TECHNOLOGISK INSTITUTE, DENMARK
Deploying Emerging Mobile Service Robots – lots of opportunitues but also barriers
A new breed of smaller and affordable mobile service platforms is at an increasing pace entering the market creating new opportunities for novel types of flexible automation solutions in both existing and previously non-automated domains. The talk will center on these opportunities from a system’s perspective and exemplify how the combination of modular concepts and advanced HRI can be a critical enabler. The talk will also focus on several of the barriers that do exist when designing and implementing real-world solutions using these technologies, and offer some insights of how to overcome them.

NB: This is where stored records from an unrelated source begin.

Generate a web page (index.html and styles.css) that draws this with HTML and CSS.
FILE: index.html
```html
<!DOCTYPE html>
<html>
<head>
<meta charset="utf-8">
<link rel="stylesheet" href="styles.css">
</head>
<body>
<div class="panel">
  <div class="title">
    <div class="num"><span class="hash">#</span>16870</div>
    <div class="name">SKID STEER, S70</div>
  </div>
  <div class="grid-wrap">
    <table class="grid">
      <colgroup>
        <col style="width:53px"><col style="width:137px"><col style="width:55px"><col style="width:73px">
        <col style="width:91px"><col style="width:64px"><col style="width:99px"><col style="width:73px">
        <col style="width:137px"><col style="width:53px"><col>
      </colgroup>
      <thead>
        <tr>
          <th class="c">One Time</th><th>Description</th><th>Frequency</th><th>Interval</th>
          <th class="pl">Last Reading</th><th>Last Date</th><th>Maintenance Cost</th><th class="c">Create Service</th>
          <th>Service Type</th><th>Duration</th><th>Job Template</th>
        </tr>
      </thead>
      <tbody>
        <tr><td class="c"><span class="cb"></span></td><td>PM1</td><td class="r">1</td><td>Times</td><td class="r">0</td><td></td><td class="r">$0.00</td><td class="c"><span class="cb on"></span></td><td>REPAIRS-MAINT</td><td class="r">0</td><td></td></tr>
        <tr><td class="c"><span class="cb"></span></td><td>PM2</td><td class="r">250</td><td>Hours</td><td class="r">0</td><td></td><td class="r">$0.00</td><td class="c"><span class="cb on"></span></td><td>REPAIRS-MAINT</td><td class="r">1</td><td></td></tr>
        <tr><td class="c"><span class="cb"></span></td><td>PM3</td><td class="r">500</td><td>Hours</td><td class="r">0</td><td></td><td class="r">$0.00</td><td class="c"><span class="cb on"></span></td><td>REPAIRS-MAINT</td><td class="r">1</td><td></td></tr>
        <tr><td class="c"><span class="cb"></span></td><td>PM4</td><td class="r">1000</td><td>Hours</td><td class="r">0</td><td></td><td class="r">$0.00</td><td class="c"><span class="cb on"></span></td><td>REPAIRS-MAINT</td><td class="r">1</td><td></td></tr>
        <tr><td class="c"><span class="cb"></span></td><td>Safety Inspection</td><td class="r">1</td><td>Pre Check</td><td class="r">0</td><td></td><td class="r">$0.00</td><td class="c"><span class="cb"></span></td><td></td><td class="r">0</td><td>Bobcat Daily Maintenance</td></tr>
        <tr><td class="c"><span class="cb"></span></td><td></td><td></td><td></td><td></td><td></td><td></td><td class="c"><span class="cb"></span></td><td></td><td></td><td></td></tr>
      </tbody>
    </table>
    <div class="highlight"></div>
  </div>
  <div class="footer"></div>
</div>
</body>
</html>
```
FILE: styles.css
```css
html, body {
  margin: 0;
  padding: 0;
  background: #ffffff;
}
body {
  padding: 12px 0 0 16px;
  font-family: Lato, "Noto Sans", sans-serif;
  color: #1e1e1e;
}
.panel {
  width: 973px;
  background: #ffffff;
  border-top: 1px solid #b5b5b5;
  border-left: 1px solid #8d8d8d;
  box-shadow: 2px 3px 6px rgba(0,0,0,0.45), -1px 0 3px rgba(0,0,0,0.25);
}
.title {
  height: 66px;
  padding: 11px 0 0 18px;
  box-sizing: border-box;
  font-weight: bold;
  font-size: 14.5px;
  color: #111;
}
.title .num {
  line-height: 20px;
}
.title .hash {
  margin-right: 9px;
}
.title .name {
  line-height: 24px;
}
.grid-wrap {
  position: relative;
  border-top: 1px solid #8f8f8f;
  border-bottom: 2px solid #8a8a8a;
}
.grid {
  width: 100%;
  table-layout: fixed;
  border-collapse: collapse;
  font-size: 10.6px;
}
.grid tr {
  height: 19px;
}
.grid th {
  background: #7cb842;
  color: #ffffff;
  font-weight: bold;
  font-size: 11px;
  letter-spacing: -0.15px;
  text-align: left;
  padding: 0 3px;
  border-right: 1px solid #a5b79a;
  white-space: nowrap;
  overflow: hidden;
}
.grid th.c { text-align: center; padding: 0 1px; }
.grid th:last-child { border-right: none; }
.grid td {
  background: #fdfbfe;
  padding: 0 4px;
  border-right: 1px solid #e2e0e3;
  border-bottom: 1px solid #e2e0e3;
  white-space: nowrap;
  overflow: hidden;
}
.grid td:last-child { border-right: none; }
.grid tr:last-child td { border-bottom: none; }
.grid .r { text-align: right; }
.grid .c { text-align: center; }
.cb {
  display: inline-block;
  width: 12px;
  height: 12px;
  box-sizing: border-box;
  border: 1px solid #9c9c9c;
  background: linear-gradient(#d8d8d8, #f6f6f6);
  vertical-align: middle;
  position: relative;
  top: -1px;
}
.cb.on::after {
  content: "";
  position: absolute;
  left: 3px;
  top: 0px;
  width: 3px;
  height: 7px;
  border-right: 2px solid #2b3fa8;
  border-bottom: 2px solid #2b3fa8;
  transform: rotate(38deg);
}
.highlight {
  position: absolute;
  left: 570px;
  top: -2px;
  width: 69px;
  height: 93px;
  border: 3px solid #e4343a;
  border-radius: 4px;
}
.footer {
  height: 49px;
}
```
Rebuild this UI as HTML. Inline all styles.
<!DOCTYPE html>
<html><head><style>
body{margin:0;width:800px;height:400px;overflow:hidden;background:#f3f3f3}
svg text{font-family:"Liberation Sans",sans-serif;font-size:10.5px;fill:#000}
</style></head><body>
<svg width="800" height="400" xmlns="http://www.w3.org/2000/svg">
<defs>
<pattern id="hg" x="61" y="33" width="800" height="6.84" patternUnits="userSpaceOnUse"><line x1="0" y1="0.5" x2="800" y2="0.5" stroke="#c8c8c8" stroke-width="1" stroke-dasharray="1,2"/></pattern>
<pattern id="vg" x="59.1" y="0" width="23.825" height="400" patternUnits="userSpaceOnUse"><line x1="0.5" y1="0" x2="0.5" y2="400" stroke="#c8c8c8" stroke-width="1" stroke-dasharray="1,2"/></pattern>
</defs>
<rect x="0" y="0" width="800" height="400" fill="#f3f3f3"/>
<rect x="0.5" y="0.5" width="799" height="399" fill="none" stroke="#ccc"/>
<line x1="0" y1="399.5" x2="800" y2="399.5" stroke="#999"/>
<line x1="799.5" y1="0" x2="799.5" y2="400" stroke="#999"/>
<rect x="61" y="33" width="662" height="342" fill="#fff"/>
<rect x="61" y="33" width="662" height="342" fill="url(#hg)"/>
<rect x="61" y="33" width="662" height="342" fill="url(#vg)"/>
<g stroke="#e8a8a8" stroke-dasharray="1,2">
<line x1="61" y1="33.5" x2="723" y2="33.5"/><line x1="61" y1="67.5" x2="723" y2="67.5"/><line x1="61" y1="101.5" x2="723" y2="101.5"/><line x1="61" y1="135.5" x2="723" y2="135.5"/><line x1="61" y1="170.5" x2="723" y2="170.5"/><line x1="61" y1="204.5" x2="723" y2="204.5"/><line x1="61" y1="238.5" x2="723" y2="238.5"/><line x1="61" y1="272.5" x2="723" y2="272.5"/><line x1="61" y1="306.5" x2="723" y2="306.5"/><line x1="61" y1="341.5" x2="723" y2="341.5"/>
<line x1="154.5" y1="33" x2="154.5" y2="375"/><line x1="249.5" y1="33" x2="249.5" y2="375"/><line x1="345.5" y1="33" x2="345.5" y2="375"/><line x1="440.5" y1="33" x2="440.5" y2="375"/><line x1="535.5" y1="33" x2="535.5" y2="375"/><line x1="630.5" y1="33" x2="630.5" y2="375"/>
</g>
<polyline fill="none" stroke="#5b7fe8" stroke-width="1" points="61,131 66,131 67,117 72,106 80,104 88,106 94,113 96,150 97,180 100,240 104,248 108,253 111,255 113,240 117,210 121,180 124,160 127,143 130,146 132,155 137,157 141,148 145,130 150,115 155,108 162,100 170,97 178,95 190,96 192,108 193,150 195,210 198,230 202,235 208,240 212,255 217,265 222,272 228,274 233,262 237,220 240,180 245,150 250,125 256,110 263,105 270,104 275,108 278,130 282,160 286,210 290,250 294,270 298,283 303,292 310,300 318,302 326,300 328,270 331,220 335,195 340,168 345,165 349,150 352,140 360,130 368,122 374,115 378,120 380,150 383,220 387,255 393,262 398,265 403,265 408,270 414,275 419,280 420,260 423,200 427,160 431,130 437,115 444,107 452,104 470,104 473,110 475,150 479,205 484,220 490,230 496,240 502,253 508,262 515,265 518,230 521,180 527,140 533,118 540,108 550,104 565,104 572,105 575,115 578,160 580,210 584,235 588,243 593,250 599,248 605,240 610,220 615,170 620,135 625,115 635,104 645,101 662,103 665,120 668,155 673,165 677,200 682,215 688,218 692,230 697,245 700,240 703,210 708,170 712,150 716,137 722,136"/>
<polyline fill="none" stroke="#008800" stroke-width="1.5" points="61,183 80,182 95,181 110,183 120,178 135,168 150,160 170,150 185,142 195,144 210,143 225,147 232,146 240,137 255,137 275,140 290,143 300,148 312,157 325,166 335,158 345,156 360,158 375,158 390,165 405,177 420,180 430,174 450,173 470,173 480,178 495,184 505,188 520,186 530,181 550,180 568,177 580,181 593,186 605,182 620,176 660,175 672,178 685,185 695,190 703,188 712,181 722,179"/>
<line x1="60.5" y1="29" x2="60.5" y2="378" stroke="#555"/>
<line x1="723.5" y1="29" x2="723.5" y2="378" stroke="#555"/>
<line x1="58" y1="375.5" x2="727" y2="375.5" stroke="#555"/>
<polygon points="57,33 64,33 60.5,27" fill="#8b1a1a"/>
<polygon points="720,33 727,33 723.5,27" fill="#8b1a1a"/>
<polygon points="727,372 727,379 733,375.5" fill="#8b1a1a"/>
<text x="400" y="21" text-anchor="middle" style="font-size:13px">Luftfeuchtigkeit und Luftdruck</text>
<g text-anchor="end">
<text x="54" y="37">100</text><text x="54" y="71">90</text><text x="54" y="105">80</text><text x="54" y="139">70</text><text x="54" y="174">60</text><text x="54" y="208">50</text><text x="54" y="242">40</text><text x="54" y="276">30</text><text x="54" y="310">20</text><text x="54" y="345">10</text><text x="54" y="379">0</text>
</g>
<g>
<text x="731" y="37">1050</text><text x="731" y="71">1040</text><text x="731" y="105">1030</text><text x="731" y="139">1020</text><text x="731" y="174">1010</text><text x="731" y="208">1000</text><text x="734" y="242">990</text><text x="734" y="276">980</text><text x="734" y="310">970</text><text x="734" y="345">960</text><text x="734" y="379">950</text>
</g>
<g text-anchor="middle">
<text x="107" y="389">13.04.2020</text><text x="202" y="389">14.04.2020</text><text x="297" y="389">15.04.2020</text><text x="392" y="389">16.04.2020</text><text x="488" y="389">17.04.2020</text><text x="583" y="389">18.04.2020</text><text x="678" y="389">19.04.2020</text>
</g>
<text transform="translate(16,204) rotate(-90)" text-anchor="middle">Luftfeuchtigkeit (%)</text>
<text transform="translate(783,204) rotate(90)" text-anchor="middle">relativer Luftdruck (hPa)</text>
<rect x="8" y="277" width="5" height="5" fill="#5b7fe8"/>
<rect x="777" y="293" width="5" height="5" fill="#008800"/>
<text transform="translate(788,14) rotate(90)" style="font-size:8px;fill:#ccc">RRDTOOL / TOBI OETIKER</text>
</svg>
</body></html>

Lars Dalgaard has worked with robot technology for more than 19 years as entrepreneur, teacher, lecturer, researcher, consultant, and since 2014 as Head of Service Robotics at the Danish Technological Institute, Robot Technology. Technology-wise his focus is on flexible mobile robots for logistics in industry and healthcare, and on civil deployment of autonomous drones for inspection and manipulation. Solution-wise his focus is on system-level design where the value proposition is created in the intersection between the technical, organisational, human, and economic needs and demands – a domain where Lars has strong research and commercial level expertise. Through the years, Lars has worked with robot technology in all shapes and sizes spanning from field robots and mobile robots for nursery gardens, over self-reconfigurable modular robots and modular robot technology for dynamic layout changes in pig stables, to butler robots and interactive room barriers.